[Date Prev][Date Next][Thread Prev][Thread Next][Date Index][Thread Index]

Re: [PATCH v2 11/17] xen/riscv: implement p2m_set_entry() and __p2m_set_entry()

To: Jan Beulich <jbeulich@xxxxxxxx>
From: Oleksii Kurochko <oleksii.kurochko@xxxxxxxxx>
Date: Mon, 7 Jul 2025 18:10:41 +0200
Cc: Alistair Francis <alistair.francis@xxxxxxx>, Bob Eshleman <bobbyeshleman@xxxxxxxxx>, Connor Davis <connojdavis@xxxxxxxxx>, Andrew Cooper <andrew.cooper3@xxxxxxxxxx>, Anthony PERARD <anthony.perard@xxxxxxxxxx>, Michal Orzel <michal.orzel@xxxxxxx>, Julien Grall <julien@xxxxxxx>, Roger Pau Monné <roger.pau@xxxxxxxxxx>, Stefano Stabellini <sstabellini@xxxxxxxxxx>, xen-devel@xxxxxxxxxxxxxxxxxxxx
Delivery-date: Mon, 07 Jul 2025 16:10:49 +0000
List-id: Xen developer discussion <xen-devel.lists.xenproject.org>

On 7/7/25 5:15 PM, Jan Beulich wrote:

On 07.07.2025 17:00, Oleksii Kurochko wrote:

On 7/7/25 2:53 PM, Jan Beulich wrote:

On 07.07.2025 13:46, Oleksii Kurochko wrote:

On 7/7/25 9:20 AM, Jan Beulich wrote:

On 04.07.2025 17:01, Oleksii Kurochko wrote:

On 7/1/25 3:49 PM, Jan Beulich wrote:

On 10.06.2025 15:05, Oleksii Kurochko wrote:

+{
+    panic("%s: isn't implemented for now\n", __func__);
+
+    return false;
+}

For this function in particular, though: Besides the "p2me" in the name
being somewhat odd (supposedly page table entries here are simply pte_t),
how is this going to be different from pte_is_valid()?
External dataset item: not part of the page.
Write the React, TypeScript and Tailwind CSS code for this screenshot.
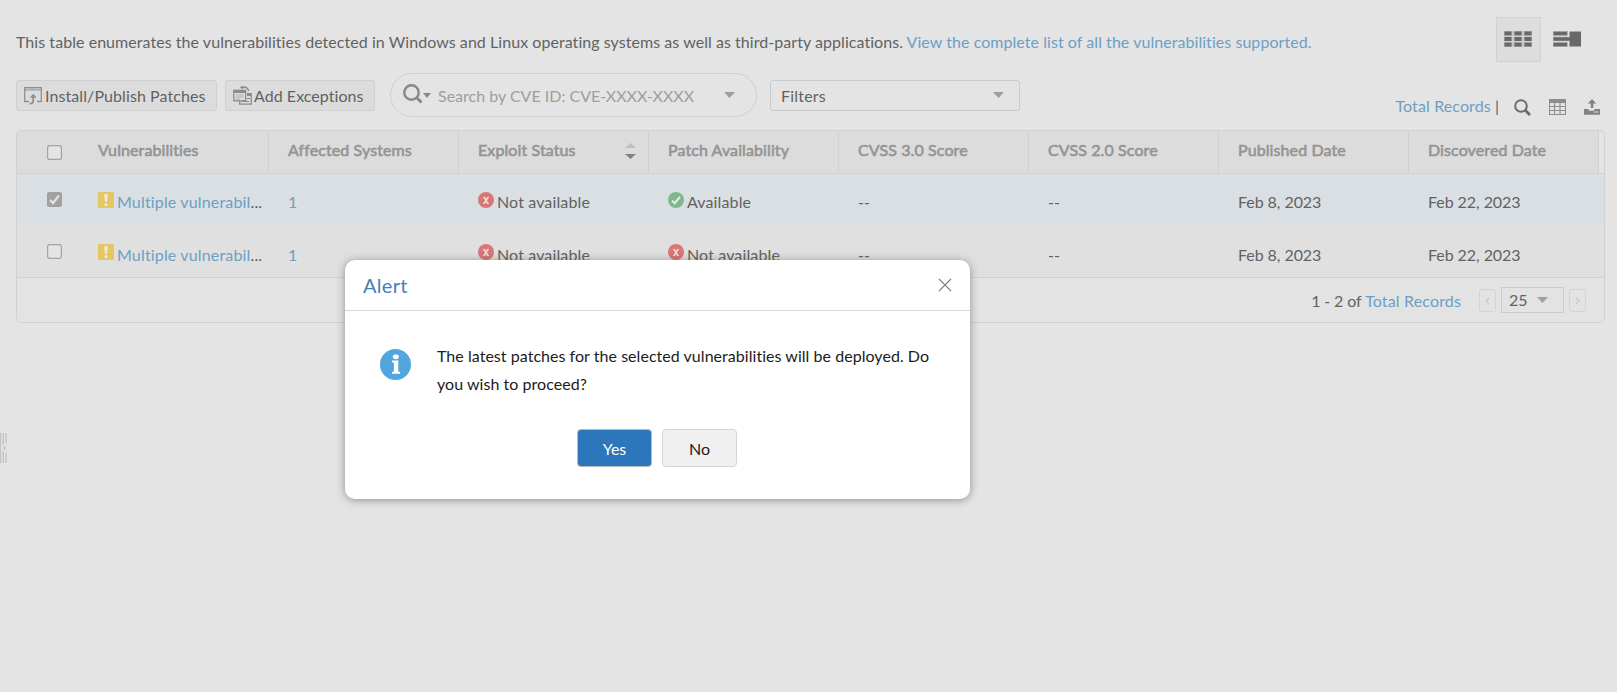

pte_is_valid() is checking a real bit of PTE, but p2me_is_valid() is checking
what is a type stored in the radix tree (p2m->p2m_types):
     /*
      * In the case of the P2M, the valid bit is used for other purpose. Use
      * the type to check whether an entry is valid.
      */
     static inline bool p2me_is_valid(struct p2m_domain *p2m, pte_t pte)
     {
         return p2m_type_radix_get(p2m, pte) != p2m_invalid;
     }

It is done to track which page was modified by a guest.

But then (again) the name doesn't convey what the function does.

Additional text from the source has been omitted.